Anyway, after Shooter McGavin over there walked away, the
lady let me through after I removed some negligible weight from the suitcases
and stuffed it into my backpack, as she clearly sided with me in this debate.
So, after I checked in, I read my confirmation more clearly, and it said that
Singapore Airlines (as it’s the first airline I fly on this reservation)
decides the baggage allowances for the entire reservation (which still doesn’t
make total sense for a reason I’ll get to). I approach that little slapdick
with my new proof, and he loudly scoffs that he’ll check with Singapore, who’s
baggage limits are more strict than Thai’s (which they aren’t), and charge me.
At this point, I couldn’t decide whether to laugh at this guys idiocy are fight
back.
It was clear he was BSing from the start and trying to cover
his tracks by becoming more adamant. First, his new statement of calling
Singapore Airlines and going by their baggage rules totally invalidates his
original argument that the operating airline’s baggage rules supercede what’s
written on the confirmation. Second, I’m pretty sure he can’t charge me after
the fact after it’s been checked in, and if he tried, I would immediately call
Thai (or better yet, United, who wouldn’t be too happy with a minor member of
Star Alliance pulling this crap). And finally, if it is Singapore who’s
charging me, Thai doesn’t get any money from it, which clearly goes against his
main objective. Also, Singapore Airlines let me through on my Mumbai-Melbourne
flight even though by their rules I was only allowed 1 bag. I have no idea what
this guy’s issue was. All I’ll say is boss hog needs to get laid.
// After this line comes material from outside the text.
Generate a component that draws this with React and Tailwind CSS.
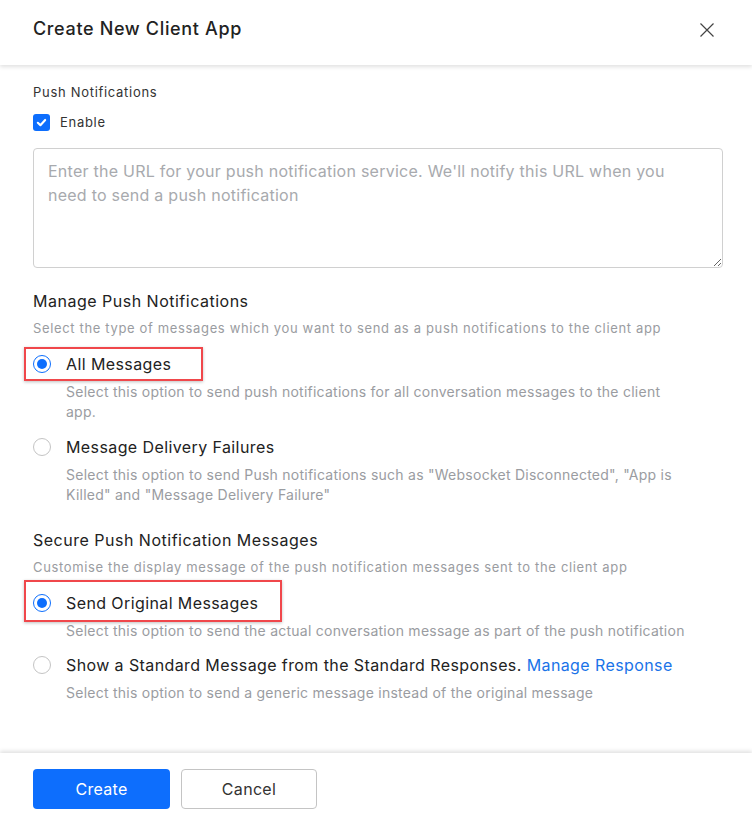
import React, { useState } from 'react';

function Radio({ checked }) {
  return (
    <span
      className={`flex h-[18px] w-[18px] shrink-0 items-center justify-center rounded-full border ${
        checked ? 'border-[#0d6efd]' : 'border-[#c4c4c4]'
      } bg-white`}
    >
      {checked && <span className="h-[10px] w-[10px] rounded-full bg-[#0d6efd]" />}
    </span>
  );
}

// red annotation box drawn over the highlighted option
function Option({ checked, label, desc, box, onSelect }) {
  return (
    <div>
      <div className="relative flex h-[32px] items-center">
        {box && (
          <div
            className={`pointer-events-none absolute -left-[9px] border-2 border-[#f0474b] shadow-[0_1px_3px_rgba(0,0,0,0.25)] ${box}`}
          />
        )}
        <button type="button" onClick={onSelect} className="flex items-center gap-[15px] text-left">
          <Radio checked={checked} />
          <span className="text-[16px] tracking-[0.4px] text-[#222]">{label}</span>
        </button>
      </div>
      <p className="mt-[2px] max-w-[654px] pl-[33px] text-[14px] leading-[20px] tracking-[0.25px] text-[#9a9ca1]">
        {desc}
      </p>
    </div>
  );
}

export default function App() {
  const [enabled, setEnabled] = useState(true);
  const [mode, setMode] = useState('all');
  const [secure, setSecure] = useState('original');

  return (
    <div className="flex h-[821px] w-[752px] flex-col bg-white font-['Inter',sans-serif] text-[#222]">
      <div className="relative z-10 flex h-[65px] shrink-0 items-center justify-between pl-[33px] pr-[38px] shadow-[0_2px_4px_rgba(0,0,0,0.12)]">
        <h1 className="-mt-[8px] text-[18px] font-medium tracking-[0.65px] text-[#222]">Create New Client App</h1>
        <button type="button" className="-mt-[5px] text-[#444]">
          <svg width="14" height="14" viewBox="0 0 14 14" fill="none" stroke="currentColor" strokeWidth="1.2">
            <path d="M0.5 0.5L13.5 13.5M13.5 0.5L0.5 13.5" />
          </svg>
        </button>
      </div>

      <div className="flex-1 pl-[33px] pr-[29px] pt-[18px]">
        <p className="text-[13px] leading-[18px] tracking-[0.7px] text-[#333]">Push Notifications</p>
        <label className="mt-[12px] flex items-center gap-[10px] text-[13px] tracking-[0.7px] text-[#333]">
          <button
            type="button"
            onClick={() => setEnabled(!enabled)}
            className={`flex h-[17px] w-[17px] items-center justify-center rounded-[3px] ${
              enabled ? 'bg-[#0d6efd]' : 'border border-[#c4c4c4] bg-white'
            }`}
          >
            {enabled && (
              <svg width="11" height="11" viewBox="0 0 12 12" fill="none" stroke="white" strokeWidth="2.3">
                <path d="M2 6.3L4.8 9L10 3.2" strokeLinecap="round" strokeLinejoin="round" />
              </svg>
            )}
          </button>
          Enable
        </label>

        <textarea
          className="mt-[15px] block h-[120px] w-full rounded-[4px] border border-[#d0d0d0] px-[14px] py-[10px] text-[16px] leading-[24px] tracking-[0.25px] text-[#222] placeholder:text-[#a8aaae] focus:outline-none"
          placeholder="Enter the URL for your push notification service. We'll notify this URL when you need to send a push notification"
        />

        <h2 className="mt-[22px] text-[16px] leading-[22px] tracking-[0.5px] text-[#222]">Manage Push Notifications</h2>
        <p className="mt-[7px] text-[13px] leading-[18px] tracking-[0.65px] text-[#9a9ca1]">
          Select the type of messages which you want to send as a push notifications to the client app
        </p>

        <div className="mt-[11px] flex flex-col gap-[9px]">
          <Option
            checked={mode === 'all'}
            onSelect={() => setMode('all')}
            box="-top-[1px] -bottom-[1px] w-[179px]"
            label="All Messages"
            desc="Select this option to send push notifications for all conversation messages to the client app."
          />
          <Option
            checked={mode === 'failures'}
            onSelect={() => setMode('failures')}
            label="Message Delivery Failures"
            desc={'Select this option to send Push notifications such as "Websocket Disconnected", "App is Killed" and "Message Delivery Failure"'}
          />
        </div>

        <h2 className="mt-[24px] text-[16px] leading-[22px] tracking-[0.5px] text-[#222]">
          Secure Push Notification Messages
        </h2>
        <p className="mt-[7px] text-[13px] leading-[18px] tracking-[0.65px] text-[#9a9ca1]">
          Customise the display message of the push notification messages sent to the client app
        </p>

        <div className="mt-[11px] flex flex-col gap-[8px]">
          <Option
            checked={secure === 'original'}
            onSelect={() => setSecure('original')}
            box="-top-[7px] -bottom-[3px] w-[258px]"
            label="Send Original Messages"
            desc="Select this option to send the actual conversation message as part of the push notification"
          />
          <Option
            checked={secure === 'standard'}
            onSelect={() => setSecure('standard')}
            label={
              <>
                Show a Standard Message from the Standard Responses.{' '}
                <span className="text-[#1a73e8]">Manage Response</span>
              </>
            }
            desc="Select this option to send a generic message instead of the original message"
          />
        </div>
      </div>

      <div className="flex h-[68px] shrink-0 items-start gap-[11px] px-[33px] pt-[16px] shadow-[0_-2px_4px_rgba(0,0,0,0.12)]">
        <button type="button" className="h-[40px] w-[137px] rounded-[4px] bg-[#0d6efd] text-[16px] tracking-[0.3px] text-white">
          Create
        </button>
        <button
          type="button"
          className="h-[40px] w-[136px] rounded-[4px] border border-[#c4c4c4] bg-white text-[16px] tracking-[0.3px] text-[#333]"
        >
          Cancel
        </button>
      </div>
    </div>
  );
}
If my Aunt, Uncle and Cousin weren’t there to witness this,
I wouldn’t gone away as quietly and called the guy on his shit (even then, I
was embarrassed about getting as mad as I did in front of them). I’m pretty
sure Star Alliance would rather give an exception to someone who’s done this
entire trip on their Alliance (they love that shit) than surfeit some arrogant
puissant guy at Melbourne. In the end, I got away with it. Plus, no matter who
is deciding the baggage limit for my Tokyo-Bangalore flight (whether it be All
Nippon or Singapore), I’m getting two bags at 23 kg each, and I’m definitely
getting the same on the way home, so I won’t have to run into this problem
again.
The worst part of this whole mess is that the in-flight
experience on Thai Airways is generally very good. They serve cold beer (a huge
plus for an Airline), and are very generous in their scheduled drink services
(of course, I could just go to the back galley and ask for whatever I want).
They show a bunch of movies, and it was a smack to the face of how long this
trip has been that the ‘new releases’ section is quite different now than when
I took Thai Airways from Johannesburg to Bangkok back in March. My only complaint
would be that the breakfast service wasn’t great, and the breakfast was the
main meal of my second flight from Bangkok to Tokyo. I was stunned at how empty
that flight was, by the way, especially since Thai is choosing to use the A380
on that route. I guess it means more for them if the business class is full,
which ostensibly it would be on a business-heavy route, but all of us in the
back got 3-4 seats to ourselves in economy. It was the emptiest flight I’ve
been on since my initial New York to Johannesburg flight.
I reached Tokyo around 3:45, and because of scheduling
conflicts, I had to rearrange my Japan schedule which forced me to go to Osaka
first, meaning that my 18 hours of door-to-door flying time was extending to
about 24 straight hours. Japan’s train system is numbingly confusing (but still
incredibly efficient), but it is made easy for foreigners who can easily buy a
rail pass out of the country, which I did. I got my tickets first to Tokyo
Central and then to the Shin-Osaka station. The first train was luxurious, and
the second, with free Wi-Fi even better. Japan trains are so incredibly
efficient, with precise times scheduled hours in advance. I was scheduled to
reach Shin-Osaka at 21:26 (9:26 PM), and as the train pulled into the station,
the clock turned to 21:26.
It took about 45 minutes to reach my hostel because the cab
driver didn’t really know where to go at first. The hostel is situated well
(which makes it a little obsurd that he couldn’t find it), right across from
the bright-at-night Dotonbori Street, a bastion for the crowded, glitzy, lit-up
Japanese streets of fame. Because of how late it was, and how starving I was, I
decided to scour around Dotonbori Street to find a restaurant, but even then
most were closed. All I found was scores of girls hanging around the street
approaching me (and every other guy) and saying some Japanese. I finally found
a nice place which I could best describe as a Japanese take on the Korean-BBQ,
with a flame grill brought to each table. They had a variety of meats, most of
the strange Asian variety like Check, Neck, Tongue, Throat, and so many others
that I can’t name. They had normal ones too, but what’s the fun in that?
I ordered a plate of beef skirt steak pieces (just in case I
hated the more interesting ones), and then ordered a plate of pork cheek, and
pork intestines. All were brought raw and had to be cooked at the table, where
I had to be on high-alert to flip over the pieces. As far as I know, I
generally did a good job, letting the pieces of meat fry more than they
probably needed just to be safe. What I’ve found from my one meal in Japan so
far, and later corroborated by the friendly Nepalese hostel manager, is that
food and especially drink is relatively cheap in Japan. The beer was between
2-3 dollars at meals and 1-2 dollars in stores. Japan isn’t really cheap in
general, but it is for sustenance purposes.